> **GIVEN EXERCISE**
Exclude the pictures; give every entry again exactly as written.

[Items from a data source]

+ + +

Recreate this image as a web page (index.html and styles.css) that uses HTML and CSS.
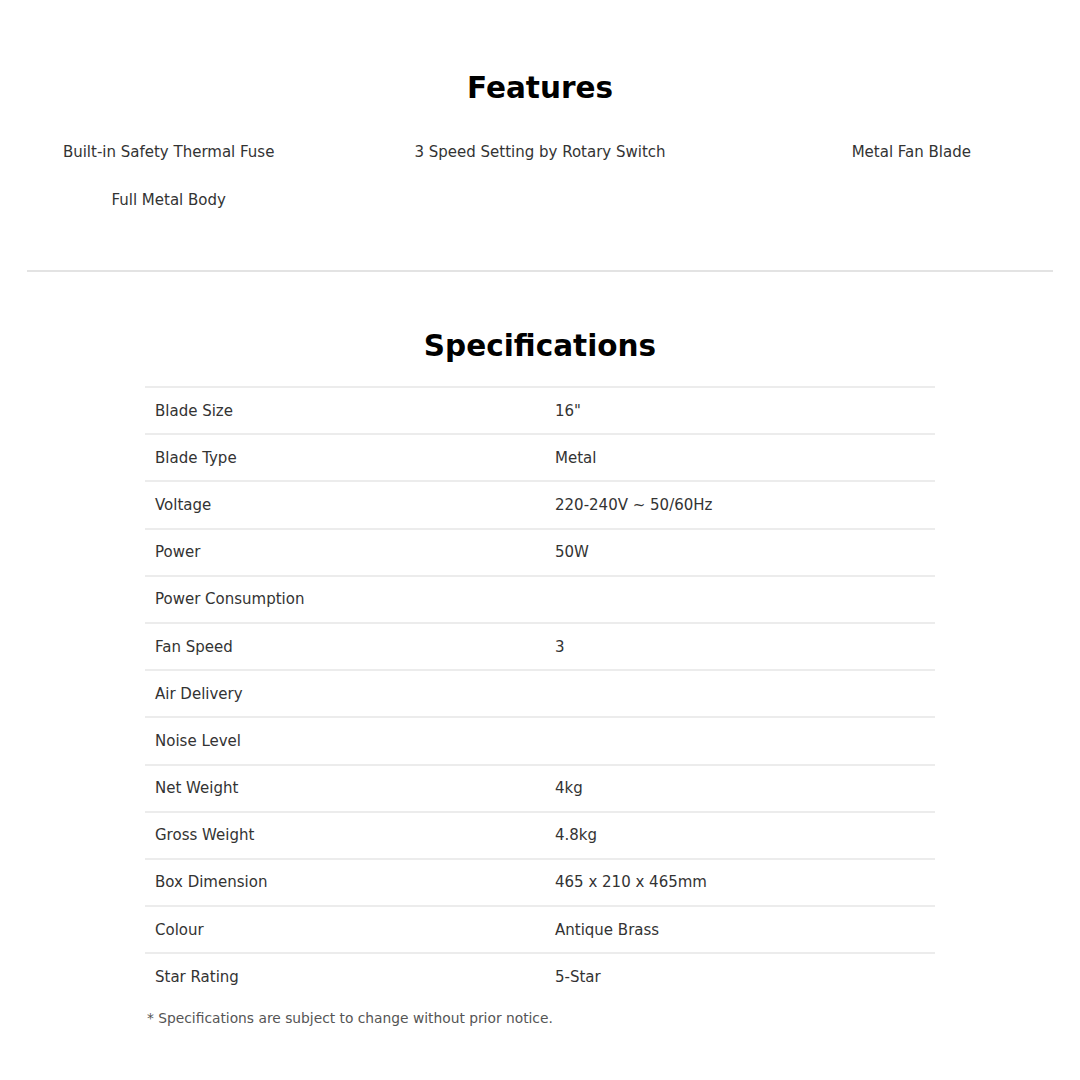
FILE: index.html
```html
<!DOCTYPE html>
<html>
<head>
<meta charset="utf-8">
<link rel="stylesheet" href="styles.css">
</head>
<body>
<main class="page">
  <section class="features">
    <h2 class="title">Features</h2>
    <ul class="feature-grid">
      <li>Built-in Safety Thermal Fuse</li>
      <li>3 Speed Setting by Rotary Switch</li>
      <li>Metal Fan Blade</li>
      <li>Full Metal Body</li>
    </ul>
  </section>
  <hr class="divider">
  <section class="specs">
    <h2 class="title">Specifications</h2>
    <table class="spec-table">
      <tbody>
        <tr><td>Blade Size</td><td>16"</td></tr>
        <tr><td>Blade Type</td><td>Metal</td></tr>
        <tr><td>Voltage</td><td>220-240V ~ 50/60Hz</td></tr>
        <tr><td>Power</td><td>50W</td></tr>
        <tr><td>Power Consumption</td><td></td></tr>
        <tr><td>Fan Speed</td><td>3</td></tr>
        <tr><td>Air Delivery</td><td></td></tr>
        <tr><td>Noise Level</td><td></td></tr>
        <tr><td>Net Weight</td><td>4kg</td></tr>
        <tr><td>Gross Weight</td><td>4.8kg</td></tr>
        <tr><td>Box Dimension</td><td>465 x 210 x 465mm</td></tr>
        <tr><td>Colour</td><td>Antique Brass</td></tr>
        <tr><td>Star Rating</td><td>5-Star</td></tr>
      </tbody>
    </table>
    <p class="note">* Specifications are subject to change without prior notice.</p>
  </section>
</main>
</body>
</html>
```

FILE: styles.css
```css
* { box-sizing: border-box; }
html, body { margin: 0; padding: 0; background: #fff; }
body {
  font-family: "DejaVu Sans", "Liberation Sans", sans-serif;
  color: #333;
  font-size: 15px;
}
.page { width: 1080px; padding-top: 66px; }
.title {
  margin: 0;
  text-align: center;
  font-family: "DejaVu Sans", sans-serif;
  font-weight: 700;
  font-size: 29.5px;
  line-height: 44px;
  color: #000;
}
.feature-grid {
  list-style: none;
  margin: 18px 0 0;
  padding: 0;
  display: grid;
  grid-template-columns: repeat(3, 1fr);
  column-gap: 34px;
  row-gap: 0;
}
.feature-grid li {
  text-align: center;
  line-height: 48px;
  height: 48px;
}
.divider {
  margin: 46px 27px 0;
  border: 0;
  border-top: 2px solid #e3e3e3;
}
.specs { padding-top: 52px; }
.spec-table {
  margin: 18px auto 0;
  width: 790px;
  border-collapse: collapse;
}
.spec-table tr { border-top: 2px solid #ececec; }
.spec-table td {
  height: 47.2px;
  padding: 0 10px;
  vertical-align: middle;
}
.spec-table td:first-child { width: 400px; }
.note {
  margin: 10px 0 0 147px;
  font-size: 13.8px;
  color: #555;
}
```
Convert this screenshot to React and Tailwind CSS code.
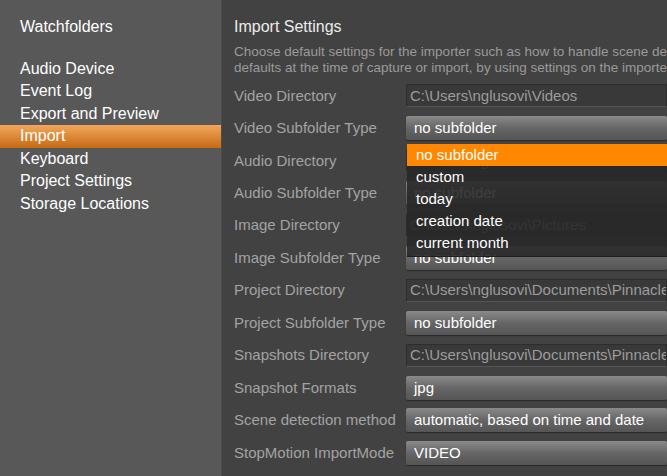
const navItems = [
  "Audio Device",
  "Event Log",
  "Export and Preview",
  "Import",
  "Keyboard",
  "Project Settings",
  "Storage Locations",
];

const rows = [
  { label: "Video Directory", type: "dir", value: "C:\\Users\\nglusovi\\Videos" },
  { label: "Video Subfolder Type", type: "select", value: "no subfolder" },
  { label: "Audio Directory", type: "dir", value: "C:\\Users\\nglusovi\\Music" },
  { label: "Audio Subfolder Type", type: "select", value: "no subfolder" },
  { label: "Image Directory", type: "dir", value: "C:\\Users\\nglusovi\\Pictures" },
  { label: "Image Subfolder Type", type: "select", value: "no subfolder" },
  { label: "Project Directory", type: "dir", value: "C:\\Users\\nglusovi\\Documents\\Pinnacle Studio\\Projects" },
  { label: "Project Subfolder Type", type: "select", value: "no subfolder" },
  { label: "Snapshots Directory", type: "dir", value: "C:\\Users\\nglusovi\\Documents\\Pinnacle Studio\\Snapshots" },
  { label: "Snapshot Formats", type: "select", value: "jpg" },
  { label: "Scene detection method", type: "select", value: "automatic, based on time and date" },
  { label: "StopMotion ImportMode", type: "select", value: "VIDEO" },
];

const options = ["no subfolder", "custom", "today", "creation date", "current month"];

function Field({ type, value }) {
  if (type === "dir") {
    return (
      <div className="h-[23px] w-[330px] border border-[#2e2e2e] border-b-[#555] bg-[#393939] pl-[3px] flex items-center text-[15px] text-[#9c9c9c] whitespace-nowrap overflow-hidden">
        {value}
      </div>
    );
  }
  return (
    <div className="h-6 w-[330px] rounded-[2px] bg-gradient-to-b from-[#8a8a8a] via-[#666] to-[#555] shadow-[0_1px_1px_#2a2a2a] pl-2 flex items-center text-[15px] text-white whitespace-nowrap overflow-hidden">
      {value}
    </div>
  );
}

export default function App() {
  return (
    <div
      className="flex w-[667px] h-[476px] overflow-hidden"
      style={{ fontFamily: '"Liberation Sans", Arial, sans-serif' }}
    >
      {/* Sidebar */}
      <nav className="w-[222px] shrink-0 bg-[#585858] border-r border-[#4c4c4c] pt-[16px] text-[16px] text-white">
        <div className="h-[22px] leading-[22px] pl-5">Watchfolders</div>
        <div className="mt-[19.5px]">
          {navItems.map((item) =>
            item === "Import" ? (
              <div
                key={item}
                className="h-[22.5px] leading-[22.5px] pl-5 bg-gradient-to-b from-[#f2a75a] to-[#c66a0c]"
              >
                {item}
              </div>
            ) : (
              <div key={item} className="h-[22.5px] leading-[22.5px] pl-5">
                {item}
              </div>
            )
          )}
        </div>
      </nav>

      {/* Main */}
      <main className="relative flex-1 bg-[#424242] pl-3 pt-[17px] whitespace-nowrap overflow-hidden">
        <h1 className="text-[16px] leading-[20px] text-[#ececec]">Import Settings</h1>
        <p className="mt-[7px] text-[13.5px] leading-[16px] text-[#9a9a9a]">
          Choose default settings for the importer such as how to handle scene detection. You can override these
          <br />
          defaults at the time of capture or import, by using settings on the importer itself.
        </p>
        <div className="mt-[3.75px] flex flex-col">
          {rows.map((r) => (
            <div key={r.label} className="h-[32.45px] flex items-center">
              <span className="w-[172px] shrink-0 text-[15px] text-[#a3a3a3]">{r.label}</span>
              <Field type={r.type} value={r.value} />
            </div>
          ))}
        </div>

        {/* Open dropdown */}
        <div className="absolute left-[185px] top-[144px] w-[320px] bg-[rgba(40,40,40,0.9)] border-b border-[#1e1e1e] pb-[2px]">
          {options.map((o, i) => (
            <div
              key={o}
              className={`h-[22px] leading-[22px] pl-[9px] text-[15px] text-white ${
                i === 0 ? "bg-[#ff8800]" : ""
              }`}
            >
              {o}
            </div>
          ))}
        </div>
      </main>
    </div>
  );
}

+ + +

> **OUTPUT**
Recreate this image as a web page (index.html and styles.css) that uses HTML and CSS.
FILE: index.html
```html
<!DOCTYPE html>
<html>
<head>
<meta charset="utf-8">
<link rel="stylesheet" href="styles.css">
</head>
<body>
<main class="page">
  <section class="features">
    <h2 class="title">Features</h2>
    <ul class="feature-grid">
      <li>Built-in Safety Thermal Fuse</li>
      <li>3 Speed Setting by Rotary Switch</li>
      <li>Metal Fan Blade</li>
      <li>Full Metal Body</li>
    </ul>
  </section>
  <hr class="divider">
  <section class="specs">
    <h2 class="title">Specifications</h2>
    <table class="spec-table">
      <tbody>
        <tr><td>Blade Size</td><td>16"</td></tr>
        <tr><td>Blade Type</td><td>Metal</td></tr>
        <tr><td>Voltage</td><td>220-240V ~ 50/60Hz</td></tr>
        <tr><td>Power</td><td>50W</td></tr>
        <tr><td>Power Consumption</td><td></td></tr>
        <tr><td>Fan Speed</td><td>3</td></tr>
        <tr><td>Air Delivery</td><td></td></tr>
        <tr><td>Noise Level</td><td></td></tr>
        <tr><td>Net Weight</td><td>4kg</td></tr>
        <tr><td>Gross Weight</td><td>4.8kg</td></tr>
        <tr><td>Box Dimension</td><td>465 x 210 x 465mm</td></tr>
        <tr><td>Colour</td><td>Antique Brass</td></tr>
        <tr><td>Star Rating</td><td>5-Star</td></tr>
      </tbody>
    </table>
    <p class="note">* Specifications are subject to change without prior notice.</p>
  </section>
</main>
</body>
</html>
```

FILE: styles.css
```css
* { box-sizing: border-box; }
html, body { margin: 0; padding: 0; background: #fff; }
body {
  font-family: "DejaVu Sans", "Liberation Sans", sans-serif;
  color: #333;
  font-size: 15px;
}
.page { width: 1080px; padding-top: 66px; }
.title {
  margin: 0;
  text-align: center;
  font-family: "DejaVu Sans", sans-serif;
  font-weight: 700;
  font-size: 29.5px;
  line-height: 44px;
  color: #000;
}
.feature-grid {
  list-style: none;
  margin: 18px 0 0;
  padding: 0;
  display: grid;
  grid-template-columns: repeat(3, 1fr);
  column-gap: 34px;
  row-gap: 0;
}
.feature-grid li {
  text-align: center;
  line-height: 48px;
  height: 48px;
}
.divider {
  margin: 46px 27px 0;
  border: 0;
  border-top: 2px solid #e3e3e3;
}
.specs { padding-top: 52px; }
.spec-table {
  margin: 18px auto 0;
  width: 790px;
  border-collapse: collapse;
}
.spec-table tr { border-top: 2px solid #ececec; }
.spec-table td {
  height: 47.2px;
  padding: 0 10px;
  vertical-align: middle;
}
.spec-table td:first-child { width: 400px; }
.note {
  margin: 10px 0 0 147px;
  font-size: 13.8px;
  color: #555;
}
```
Convert this screenshot to React and Tailwind CSS code.
const navItems = [
  "Audio Device",
  "Event Log",
  "Export and Preview",
  "Import",
  "Keyboard",
  "Project Settings",
  "Storage Locations",
];

const rows = [
  { label: "Video Directory", type: "dir", value: "C:\\Users\\nglusovi\\Videos" },
  { label: "Video Subfolder Type", type: "select", value: "no subfolder" },
  { label: "Audio Directory", type: "dir", value: "C:\\Users\\nglusovi\\Music" },
  { label: "Audio Subfolder Type", type: "select", value: "no subfolder" },
  { label: "Image Directory", type: "dir", value: "C:\\Users\\nglusovi\\Pictures" },
  { label: "Image Subfolder Type", type: "select", value: "no subfolder" },
  { label: "Project Directory", type: "dir", value: "C:\\Users\\nglusovi\\Documents\\Pinnacle Studio\\Projects" },
  { label: "Project Subfolder Type", type: "select", value: "no subfolder" },
  { label: "Snapshots Directory", type: "dir", value: "C:\\Users\\nglusovi\\Documents\\Pinnacle Studio\\Snapshots" },
  { label: "Snapshot Formats", type: "select", value: "jpg" },
  { label: "Scene detection method", type: "select", value: "automatic, based on time and date" },
  { label: "StopMotion ImportMode", type: "select", value: "VIDEO" },
];

const options = ["no subfolder", "custom", "today", "creation date", "current month"];

function Field({ type, value }) {
  if (type === "dir") {
    return (
      <div className="h-[23px] w-[330px] border border-[#2e2e2e] border-b-[#555] bg-[#393939] pl-[3px] flex items-center text-[15px] text-[#9c9c9c] whitespace-nowrap overflow-hidden">
        {value}
      </div>
    );
  }
  return (
    <div className="h-6 w-[330px] rounded-[2px] bg-gradient-to-b from-[#8a8a8a] via-[#666] to-[#555] shadow-[0_1px_1px_#2a2a2a] pl-2 flex items-center text-[15px] text-white whitespace-nowrap overflow-hidden">
      {value}
    </div>
  );
}

export default function App() {
  return (
    <div
      className="flex w-[667px] h-[476px] overflow-hidden"
      style={{ fontFamily: '"Liberation Sans", Arial, sans-serif' }}
    >
      {/* Sidebar */}
      <nav className="w-[222px] shrink-0 bg-[#585858] border-r border-[#4c4c4c] pt-[16px] text-[16px] text-white">
        <div className="h-[22px] leading-[22px] pl-5">Watchfolders</div>
        <div className="mt-[19.5px]">
          {navItems.map((item) =>
            item === "Import" ? (
              <div
                key={item}
                className="h-[22.5px] leading-[22.5px] pl-5 bg-gradient-to-b from-[#f2a75a] to-[#c66a0c]"
              >
                {item}
              </div>
            ) : (
              <div key={item} className="h-[22.5px] leading-[22.5px] pl-5">
                {item}
              </div>
            )
          )}
        </div>
      </nav>

      {/* Main */}
      <main className="relative flex-1 bg-[#424242] pl-3 pt-[17px] whitespace-nowrap overflow-hidden">
        <h1 className="text-[16px] leading-[20px] text-[#ececec]">Import Settings</h1>
        <p className="mt-[7px] text-[13.5px] leading-[16px] text-[#9a9a9a]">
          Choose default settings for the importer such as how to handle scene detection. You can override these
          <br />
          defaults at the time of capture or import, by using settings on the importer itself.
        </p>
        <div className="mt-[3.75px] flex flex-col">
          {rows.map((r) => (
            <div key={r.label} className="h-[32.45px] flex items-center">
              <span className="w-[172px] shrink-0 text-[15px] text-[#a3a3a3]">{r.label}</span>
              <Field type={r.type} value={r.value} />
            </div>
          ))}
        </div>

        {/* Open dropdown */}
        <div className="absolute left-[185px] top-[144px] w-[320px] bg-[rgba(40,40,40,0.9)] border-b border-[#1e1e1e] pb-[2px]">
          {options.map((o, i) => (
            <div
              key={o}
              className={`h-[22px] leading-[22px] pl-[9px] text-[15px] text-white ${
                i === 0 ? "bg-[#ff8800]" : ""
              }`}
            >
              {o}
            </div>
          ))}
        </div>
      </main>
    </div>
  );
}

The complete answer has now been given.